# Data block start

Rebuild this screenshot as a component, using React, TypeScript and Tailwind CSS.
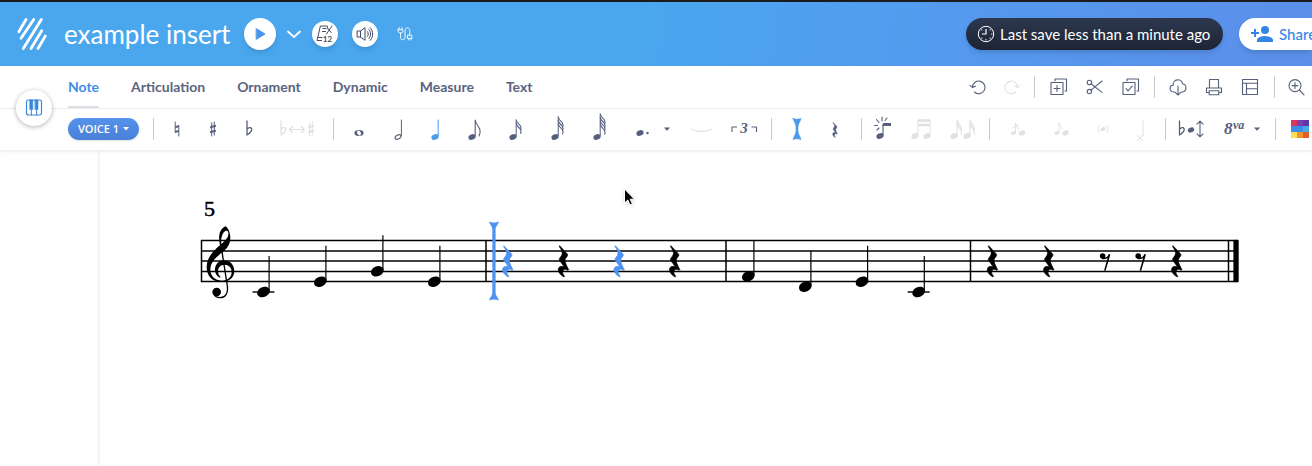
import type { ReactNode } from 'react';

const BLUE = '#4f93f2';

// Every glyph is drawn around its own centre in a 40x40 box.
function Glyph({ children }: { children: ReactNode }) {
  return (
    <svg
      viewBox="-20 -20 40 40"
      className="h-10 w-10 shrink-0 overflow-visible"
      fill="none"
      stroke="currentColor"
      strokeLinecap="round"
      strokeLinejoin="round"
      aria-hidden="true"
    >
      {children}
    </svg>
  );
}

interface ToolProps {
  label: string;
  width?: string;
  disabled?: boolean;
  active?: boolean;
  children: ReactNode;
}

function Tool({ label, width = 'w-9', disabled, active, children }: ToolProps) {
  const color = disabled ? 'text-[#e0e1e4]' : active ? 'text-[#4a9bea]' : 'text-[#56607c]';
  return (
    <button
      type="button"
      aria-label={label}
      disabled={disabled}
      className={`flex h-10 shrink-0 items-center justify-center ${width} ${color}`}
    >
      <Glyph>{children}</Glyph>
    </button>
  );
}

function Separator({ width = 'w-3' }: { width?: string }) {
  return (
    <div className={`flex shrink-0 justify-center ${width}`}>
      <div className="h-[22px] w-px bg-[#c9cbd1]" />
    </div>
  );
}

function Head({ x = 0, y = 0, size = 1 }: { x?: number; y?: number; size?: number }) {
  return (
    <ellipse
      rx={3.7 * size}
      ry={2.7 * size}
      transform={`translate(${x} ${y}) rotate(-22)`}
      fill="currentColor"
      stroke="none"
    />
  );
}

function Caret() {
  return <path d="M-3 -1.4H3L0 1.8Z" fill="currentColor" stroke="none" />;
}

function Flat({ x = 0 }: { x?: number }) {
  return (
    <path
      transform={`translate(${x} 0)`}
      d="M-2 -8V6C1 4 3.4 1.8 2.6 -.4C1.8 -2 -.8 -1.4 -2 .4"
      strokeWidth="1.3"
    />
  );
}

function Sharp({ x = 0 }: { x?: number }) {
  return (
    <g transform={`translate(${x} 0)`}>
      <path d="M-1.3 -6.2V7M1.3 -7V6.2" strokeWidth="1" />
      <path d="M-2.9 -1.6L2.9 -3.2M-2.9 3.2L2.9 1.6" strokeWidth="2" strokeLinecap="butt" />
    </g>
  );
}

function FlaggedNote({ flags, top }: { flags: number; top: number }) {
  return (
    <>
      <Head x={-3} y={8} />
      <path d={`M.2 7V${top}`} strokeWidth="1" />
      {Array.from({ length: flags }).map((_, i) => (
        <path
          key={i}
          d={`M.3 ${top + i * 3.4}C1 ${top + 4 + i * 3.4} 4 ${top + 4 + i * 3.4} 4.8 ${top + 7 + i * 3.4}C5.2 ${top + 8 + i * 3.4} 5.2 ${top + 9 + i * 3.4} 4.6 ${top + 10 + i * 3.4}`}
          strokeWidth="1.1"
        />
      ))}
    </>
  );
}

const REST_PATH =
  'M-11 -47L12 -22C14 -19 13 -16 10 -13C2 -4 4 2 16 25L14 27C6 22 0 24 -2 30C-3 36 0 41 4 45L2 47C-10 41 -16 31 -15 23C-13 15 -5 13 3 17L-10 -1C-13 -5 -13 -7 -9 -12C0 -22 -2 -30 -12 -44Z';

function TopBar() {
  return (
    <header className="flex h-16 items-center bg-[linear-gradient(100deg,#4aa7ee_0%,#4aa7ee_48%,#5598ee_76%,#5b8fea_100%)] pl-4 text-white">
      <a href="#" aria-label="Home" className="mr-4 flex w-8 shrink-0 items-center justify-center">
        <svg viewBox="0 0 32 34" className="h-[34px] w-8" fill="none" stroke="#fff" strokeWidth="2.8" strokeLinecap="round" aria-hidden="true">
          <path d="M10 2.500L2.800 14.700M17.700 2.500L5 21.300M25.300 2.500L7.300 31.500M25.700 13.700L15 31.500M29.300 19L22 31.500" />
        </svg>
      </a>
      <h1 className="w-[164px] shrink-0 whitespace-nowrap text-[26px] leading-8">example insert</h1>

      <button type="button" aria-label="Play" className="ml-4 flex size-8 shrink-0 items-center justify-center rounded-full bg-white text-[#4793ee] shadow-md">
        <Glyph>
          <path d="M-3.5 -5.2L5 0L-3.5 5.2Z" fill="currentColor" strokeWidth="1" />
        </Glyph>
      </button>
      <button type="button" aria-label="Playback options" className="flex w-9 shrink-0 items-center justify-center">
        <Glyph>
          <path d="M-6 -2.5L0 3L6 -2.5" strokeWidth="1.8" />
        </Glyph>
      </button>
      <button type="button" aria-label="Metronome" className="flex size-[26px] shrink-0 items-center justify-center rounded-full bg-white text-[#414a66] shadow-md">
        <Glyph>
          <path d="M-3.500 6.500H-8L-4.600 -8H2.200L3 -5M-6.800 3.500H-3M-2 -5.500H1M-2.500 -2.500H.5M7 -8L1.500 0M3.400 -4.800L6.200 -1.500" strokeWidth="1" />
          <text x="-2.2" y="8.2" fontSize="8" fontWeight="700" fill="currentColor" stroke="none">12</text>
        </Glyph>
      </button>
      <button type="button" aria-label="Volume" className="ml-[14px] flex size-[26px] shrink-0 items-center justify-center rounded-full bg-white text-[#414a66] shadow-md">
        <Glyph>
          <path d="M-7.5 -3H-4.5L0 -6.3V6.3L-4.5 3H-7.5ZM-4.5 -3V3M2.4 -2.4C3.6 -1 3.6 1 2.4 2.4M3.8 -4.6C6.2 -2 6.2 2 3.8 4.6M5.2 -6.4C8.5 -3 8.5 3 5.2 6.4" strokeWidth="1" />
        </Glyph>
      </button>
      <button type="button" aria-label="MIDI device" className="ml-[11px] flex w-8 shrink-0 items-center justify-center text-white/90">
        <Glyph>
          <path d="M-6 -6.5V-4.5M-3 -6.5V-4.5M-6.8 -4.3H-2.2V-2C-2.2 -.8 -6.8 -.8 -6.8 -2ZM-4.5 -1V3.5C-4.5 6.5 0 6.5 0 3.5V-3.5C0 -7 4.8 -7 4.8 -3.5V.8M2.8 1.2H6.8V4.4H2.8ZM3.6 4.6V6M6 4.6V6" strokeWidth="1" />
        </Glyph>
      </button>

      <div className="ml-auto flex shrink-0 items-center gap-4">
        <div className="flex h-8 w-[257px] items-center gap-1.5 whitespace-nowrap rounded-full bg-linear-to-b from-[#2d3850] to-[#1d2434] pl-3 text-[15px] shadow-md">
          <svg viewBox="-8 -8 16 16" className="size-4 shrink-0 overflow-visible" fill="none" stroke="#fff" aria-hidden="true">
            <circle r="7.7" strokeWidth="1" />
            <path d="M0 -5V0H-4" strokeWidth="1.2" />
            <path d="M4.2 -4.2L4.3 -4.1M5.6 0H5.8M4.1 4.1L4.2 4.2M0 5.6V5.8M-4.2 4.1L-4.1 4.2M-4.2 -4.2L-4.1 -4.1" strokeWidth="1.2" strokeLinecap="round" />
          </svg>
          Last save less than a minute ago
        </div>
        <button type="button" className="flex h-8 w-[73px] items-center gap-1.5 overflow-hidden whitespace-nowrap rounded-l-full bg-white pl-3 text-[15px] font-medium text-[#3585e6] shadow-md">
          <svg viewBox="0 0 22 16" className="h-4 w-[22px] shrink-0" fill="currentColor" aria-hidden="true">
            <circle cx="14" cy="4" r="4" />
            <path d="M6 16V14C6 11.3 11.3 10 14 10S22 11.3 22 14V16ZM3 3H5V6H8V8H5V11H3V8H0V6H3Z" />
          </svg>
          Share
        </button>
      </div>
    </header>
  );
}

const TABS = ['Note', 'Articulation', 'Ornament', 'Dynamic', 'Measure', 'Text'];

function TabRow() {
  return (
    <div className="flex h-[42px] items-center pl-[68px]">
      <nav className="flex h-full gap-8 text-[14px] font-bold text-[#5b6480]">
        {TABS.map((tab) => (
          <a
            key={tab}
            href="#"
            className={
              tab === 'Note'
                ? 'flex items-center border-b-2 border-[#dcdee3] text-[#3f8ee6]'
                : 'flex items-center border-b-2 border-transparent'
            }
          >
            {tab}
          </a>
        ))}
      </nav>
      <div className="ml-auto flex items-center">
        <Tool label="Undo">
          <path d="M-5.6 0A6.3 6.3 0 1 1 -3.6 5M-8 -1.6L-5.4 .6L-2.6 -1" strokeWidth="1.1" />
        </Tool>
        <Tool label="Redo" width="w-8" disabled>
          <path d="M5.6 0A6.3 6.3 0 1 0 3.6 5M8 -1.6L5.4 .6L2.6 -1" strokeWidth="1.1" />
        </Tool>
        <Separator />
        <Tool label="Duplicate">
          <path d="M-7 -4.5H5V7.5H-7ZM-3 -8H8.5V4H7M-3 -8V-6M-1 -1.5V4.5M-4 1.5H2" strokeWidth="1.1" />
        </Tool>
        <Tool label="Cut">
          <circle cx="-4.6" cy="-4.6" r="2.2" strokeWidth="1.1" />
          <circle cx="-4.6" cy="4.6" r="2.2" strokeWidth="1.1" />
          <path d="M-3 -3.2L8 5.4M-3 3.2L8 -6" strokeWidth="1.1" />
        </Tool>
        <Tool label="Select all">
          <path d="M-7 -4.5H5V7.5H-7ZM-3 -8H8.5V4H7M-3 -8V-6M-4 1.5L-2 3.8L2.2 -.8" strokeWidth="1.1" />
        </Tool>
        <Separator />
        <Tool label="Export">
          <path d="M-3.2 5H-4.5C-9 4.5 -9 -1.5 -4.8 -1.8C-5.6 -8 3.8 -9.4 4.6 -3C9 -3 9 4.6 4.6 5H3.2M0 -1V8M-2.6 5.6L0 8L2.6 5.6" strokeWidth="1.1" />
        </Tool>
        <Tool label="Print">
          <path d="M-4.5 1V-7.5H4.5V1M-7.5 1H7.5V5.5H5M-7.5 1V5.5H-5M-4.8 3.8H4.8V7.8H-4.8Z" strokeWidth="1.1" />
        </Tool>
        <Tool label="Layout">
          <path d="M-7.5 -7.5H7.5V7.5H-7.5ZM-7.5 -3.8H7.5M-3.5 -3.8V7.5M-3.5 1.8H7.5" strokeWidth="1.1" />
        </Tool>
        <Separator />
        <Tool label="Zoom in" width="w-8">
          <circle cx="-1" cy="-1.4" r="6" strokeWidth="1.1" />
          <path d="M3.4 3L8 7.8M-1 -4.4V1.6M-4 -1.4H2" strokeWidth="1.1" />
        </Tool>
      </div>
    </div>
  );
}

const PALETTE = [
  '#d8365c', '#7e3db0', '#5a3aa6',
  '#3a8ce8', '#3a8ce8', '#45aee0',
  '#ffdd50', '#ee9233', '#e85c2a',
];

function NoteRow() {
  return (
    <div className="flex h-10 items-center border-t border-[#ececee] box-content pl-[68px]">
      <div className="relative mr-2 shrink-0">
        <select
          aria-label="Voice"
          className="block h-[22px] w-[71px] appearance-none rounded-full bg-linear-to-b from-[#5593ea] to-[#4a7fd8] pl-2.5 font-['Open_Sans',sans-serif] text-[11px] font-semibold uppercase leading-[22px] text-white shadow-sm"
        >
          <option>VOICE 1</option>
        </select>
        <svg viewBox="0 0 6 4" className="pointer-events-none absolute right-2.5 top-[9px] h-1 w-1.5" fill="#fff" aria-hidden="true">
          <path d="M0 0H6L3 3.5Z" />
        </svg>
      </div>
      <Separator />
      <Tool label="Natural">
        <path d="M-1.8 -7V3.6M1.8 -3.6V7" strokeWidth="1" />
        <path d="M-1.8 -1.8L1.8 -2.9M-1.8 3L1.8 1.9" strokeWidth="2" strokeLinecap="butt" />
      </Tool>
      <Tool label="Sharp">
        <Sharp />
      </Tool>
      <Tool label="Flat">
        <Flat />
      </Tool>
      <Tool label="Enharmonic" width="w-15" disabled>
        <Flat x={-14} />
        <path d="M-7.5 .5H7.5M-4.5 -2.5L-7.5 .5L-4.5 3.5M4.5 -2.5L7.5 .5L4.5 3.5" strokeWidth="1.1" />
        <Sharp x={14} />
      </Tool>
      <Separator />
      <Tool label="Whole note" width="w-10">
        <path d="M-4.6 4A4.6 3 0 1 0 4.6 4A4.6 3 0 1 0 -4.6 4ZM-1.9 2.8A1.7 2.3 -30 0 1 1.9 5.2A1.7 2.3 -30 0 1 -1.9 2.8Z" fill="currentColor" fillRule="evenodd" stroke="none" />
      </Tool>
      <Tool label="Half note" width="w-9">
        <ellipse rx="3.2" ry="2" transform="translate(1 8) rotate(-28)" strokeWidth="1.2" />
        <path d="M4.4 6.5V-9" strokeWidth="1" />
      </Tool>
      <Tool label="Quarter note" width="w-10" active>
        <Head x={0} y={8} />
        <path d="M3.2 7V-9" strokeWidth="1" />
      </Tool>
      <Tool label="Eighth note" width="w-10">
        <Head x={-3} y={8} />
        <path d="M.2 7V-9C1 -4 4 -3 5 1C5.4 3 5 5 4 7" strokeWidth="1.1" />
      </Tool>
      <Tool label="16th note" width="w-10.5">
        <FlaggedNote flags={2} top={-9} />
      </Tool>
      <Tool label="32nd note" width="w-10.5">
        <FlaggedNote flags={3} top={-12} />
      </Tool>
      <Tool label="64th note" width="w-10.5">
        <FlaggedNote flags={4} top={-15} />
      </Tool>
      <Tool label="Dotted" width="w-10.5">
        <Head x={-2} y={4} />
        <circle cx="5.5" cy="4" r="1.2" fill="currentColor" stroke="none" />
      </Tool>
      <Tool label="More dots" width="w-2">
        <Caret />
      </Tool>
      <Tool label="Tie" width="w-15" disabled>
        <path d="M-10 0C-5 3.6 6 3.6 11 0C6 2.8 -5 2.8 -10 0Z" fill="currentColor" strokeWidth=".6" />
      </Tool>
      <Tool label="Triplet" width="w-7">
        <path d="M-13 3V-2H-8M6.5 -2H11.5V3" strokeWidth="1.1" strokeLinecap="butt" />
        <text x="-1" y="4" textAnchor="middle" fontSize="15" fontWeight="700" fontStyle="italic" fill="currentColor" stroke="none" className="font-['Liberation_Serif',serif]">3</text>
      </Tool>
      <Separator width="w-6" />
      <Tool label="Insert mode" width="w-8" active>
        <path d="M-6 -10.5C-3 -9.5 -1 -9.5 2 -10.5C1 -7 -1 -5 -1 -2V2C-1 5 1 7 2 10.5C-1 9.5 -3 9.5 -6 10.5C-5 7 -3 5 -3 2V-2C-3 -5 -5 -7 -6 -10.5Z" fill="currentColor" strokeWidth=".6" />
      </Tool>
      <Tool label="Rest" width="w-10">
        <path d={REST_PATH} transform="translate(0 1) scale(.16)" fill="currentColor" stroke="currentColor" strokeWidth="2" />
      </Tool>
      <Separator />
      <Tool label="Break beam" width="w-8">
        <Head x={-3} y={7} />
        <path d="M0 6V-4.5" strokeWidth="1.2" />
        <path d="M0 -4.5H8" strokeWidth="3" strokeLinecap="butt" />
        <path d="M-1 -8V-12M-4 -6.5L-6.5 -9.5M-5.5 -3.5H-8.5M-4 -1L-6 1M2 -8.5L4 -11" strokeWidth="1.1" />
      </Tool>
      <Tool label="Join beam" width="w-10.5" disabled>
        <Head x={-5} y={7} />
        <Head x={7} y={7} />
        <path d="M-2 6V-8.5M10 6V-8.5" strokeWidth="1" />
        <path d="M-2 -8.5H10M-2 -4H10" strokeWidth="2.4" strokeLinecap="butt" />
      </Tool>
      <Tool label="Separate beam" width="w-10.5" disabled>
        <Head x={-8} y={7} />
        <Head x={5} y={7} />
        <path d="M-5 6V-9C-4 -5 0 -4 -.5 2M-5 -5C-4 -1 0 -1 -.5 5M8 6V-9C9 -5 13 -4 12.5 2M8 -5C9 -1 13 -1 12.5 5" strokeWidth="1.2" />
      </Tool>
      <Separator />
      <Tool label="Acciaccatura" width="w-11" disabled>
        <Head x={-3.5} y={4} size={0.7} />
        <Head x={5} y={4} size={0.9} />
        <path d="M-1.5 3V-6C-1 -3 1.5 -3 1.5 0M-4 -1L1 -4" strokeWidth="1" />
      </Tool>
      <Tool label="Appoggiatura" width="w-11" disabled>
        <Head x={-4} y={4} size={0.7} />
        <Head x={4.5} y={4} size={0.9} />
        <path d="M-2 3V-6C-1.5 -3 1 -3 1 0" strokeWidth="1" />
      </Tool>
      <Tool label="Ghost note" width="w-10" disabled>
        <Head size={0.7} />
        <path d="M-3.5 -3.5C-5.5 -1.5 -5.5 1.5 -3.5 3.5M3.5 -3.5C5.5 -1.5 5.5 1.5 3.5 3.5" strokeWidth="1" />
      </Tool>
      <Tool label="Cross note head" width="w-9" disabled>
        <path d="M2 7V-9M-3.5 6.5L1.5 11.5M1.5 6.5L-3.5 11.5" strokeWidth="1" />
      </Tool>
      <Separator />
      <Tool label="Move accidental" width="w-10">
        <Flat x={-9.5} />
        <Head x={0} y={1} size={0.9} />
        <path d="M9 -7.5V7.5M6 -4.8L9 -7.8L12 -4.8M6 4.8L9 7.8L12 4.8" strokeWidth="1.1" />
      </Tool>
      <Tool label="Ottava" width="w-10.5">
        <text x="-8" y="5" fontSize="17" fontWeight="700" fontStyle="italic" fill="currentColor" stroke="none" className="font-['Liberation_Serif',serif]">8</text>
        <text x="1" y="0" fontSize="12" fontWeight="700" fontStyle="italic" fill="currentColor" stroke="none" className="font-['Liberation_Serif',serif]">va</text>
      </Tool>
      <Tool label="More octaves" width="w-2">
        <Caret />
      </Tool>
      <Separator width="w-7" />
      <button type="button" aria-label="Note colors" className="ml-0.5 grid w-[18px] shrink-0 grid-cols-3">
        {PALETTE.map((color, i) => (
          <span key={i} className="size-1.5" style={{ backgroundColor: color }} />
        ))}
      </button>
    </div>
  );
}

const STAFF_LINES = [240.5, 251, 261, 271.5, 281.5];
const BARLINES = [201.5, 486, 726, 970.5, 1228.5];

const NOTES = [
  { x: 263.5, y: 292 },
  { x: 320.3, y: 281.7 },
  { x: 377.3, y: 271.3 },
  { x: 434.3, y: 281.7 },
  { x: 748.3, y: 276.3 },
  { x: 805.3, y: 286.7 },
  { x: 862, y: 281.7 },
  { x: 918.7, y: 292 },
];

const QUARTER_RESTS = [
  { x: 507.6, selected: true },
  { x: 563.3 },
  { x: 619, selected: true },
  { x: 674.5 },
  { x: 992.3 },
  { x: 1048.6 },
  { x: 1176.6 },
];

const EIGHTH_RESTS = [1105, 1140.6];

function Score() {
  return (
    <svg viewBox="200 186 1040 120" className="block h-auto w-full overflow-visible" role="img" aria-label="Score, from measure 5">
      <text x="204" y="216" fontSize="22" stroke="#000" strokeWidth=".5" className="font-['Liberation_Serif',serif]">5</text>

      <g stroke="#000">
        {STAFF_LINES.map((y) => (
          <path key={y} d={`M201 ${y}H1238`} strokeWidth="1.3" />
        ))}
        {BARLINES.map((x) => (
          <path key={x} d={`M${x} 240V282`} strokeWidth="1.5" />
        ))}
      </g>
      <path d="M1233.4 239.9H1238.7V282.1H1233.4Z" />

      <g transform="translate(190 190) scale(.3333)">
        <path
          fillRule="evenodd"
          d="M90 263C78 257 74 247 75 236C77 221 88 211 102 211C120 211 133 225 133 243C133 263 117 276 94 276C66 276 50 257 50 232C50 205 66 186 90 166C84 140 88 118 106 109C114 112 121 128 121 144C121 166 108 178 97 187C78 202 62 215 61 238C61 259 75 271 95 272C113 272 125 261 125 246C125 233 116 224 104 224C92 224 84 233 84 243C84 252 88 258 92 261ZM94 162C105 152 117 142 115 128C114 122 110 121 106 123C97 128 92 145 94 162Z"
        />
        <path d="M93 166L112 288C115 310 106 323 91 323C80 323 74 318 72 312" fill="none" stroke="#000" strokeWidth="4" />
        <circle cx="80" cy="306" r="13" />
      </g>

      {NOTES.map(({ x, y }) => (
        <g key={x}>
          <ellipse rx="6.6" ry="5" transform={`translate(${x} ${y}) rotate(-24)`} />
          <path d={`M${x + 5.6} ${y - 1}V${y - 36}`} stroke="#000" strokeWidth="1.2" />
          {y > 290 && <path d={`M${x - 11} ${y}H${x + 11}`} stroke="#000" strokeWidth="1.4" />}
        </g>
      ))}

      {QUARTER_RESTS.map(({ x, selected }) => (
        <path
          key={x}
          d={REST_PATH}
          transform={`translate(${x} 261.3) scale(.3333)`}
          fill={selected ? BLUE : '#000'}
          stroke={selected ? BLUE : '#000'}
          strokeWidth="2"
        />
      ))}

      {EIGHTH_RESTS.map((x) => (
        <g key={x} transform={`translate(${x} 262)`}>
          <circle cx="-2.4" cy="-6" r="2.8" />
          <path d="M-3 -3.8C0 -3.2 3.5 -4.5 4.6 -7.8L-.2 8.6" fill="none" stroke="#000" strokeWidth="1.6" />
        </g>
      ))}

      {/* insertion cursor */}
      <path
        d="M489 221.5C492 223 496 223 499 221.5C498 225 495.600 226.500 495.600 229V293C495.600 295.500 498 297 499 300.500C496 299 492 299 489 300.500C490 297 492.300 295.500 492.300 293V229C492.300 226.500 490 225 489 221.500Z"
        fill={BLUE}
      />

      {/* mouse pointer */}
      <path
        d="M624.5 189V203L627.8 200L630 205L632.4 204L630.2 199.2H634.5Z"
        stroke="#fff"
        strokeWidth="1"
        className="drop-shadow-sm"
      />
    </svg>
  );
}

export default function App() {
  return (
    <div className="flex min-h-screen flex-col overflow-hidden bg-white font-['Lato',sans-serif]">
      <div className="h-0.5 bg-[#1c1c1e]" />
      <TopBar />
      <div className="relative z-10 bg-white pb-px shadow-[0_1px_3px_rgba(0,0,0,0.1)]">
        <TabRow />
        <NoteRow />
        <button
          type="button"
          aria-label="Toggle piano keyboard"
          className="absolute left-4 top-6 flex size-9 items-center justify-center rounded-full bg-white text-[#3a86d8] shadow-[0_1px_5px_rgba(0,0,0,0.3)]"
        >
          <Glyph>
            <rect x="-7.5" y="-8" width="15" height="15" rx="2" strokeWidth="1.2" />
            <path d="M-2.6 2V7M2.6 2V7" strokeWidth="1" />
            <path d="M-4 -8H-1.2V1.500H-4ZM1.200 -8H4V1.500H1.200Z" fill="currentColor" strokeWidth=".6" />
          </Glyph>
        </button>
      </div>
      <main className="flex grow">
        <div className="w-[100px] shrink-0 bg-[#fefefe]" />
        <div className="grow bg-white pl-[100px] pr-[72px] pt-9 shadow-[0_0_4px_rgba(0,0,0,0.12)]">
          <Score />
        </div>
      </main>
    </div>
  );
}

# Data block end

■ Written instruction ■
Starting with the first line of the data above and ending with the line containing "const BLUE = '#4f93f2';", please restate every line exactly, leaving images out.

■ Final answer ■
Rebuild this screenshot as a component, using React, TypeScript and Tailwind CSS.
import type { ReactNode } from 'react';

const BLUE = '#4f93f2';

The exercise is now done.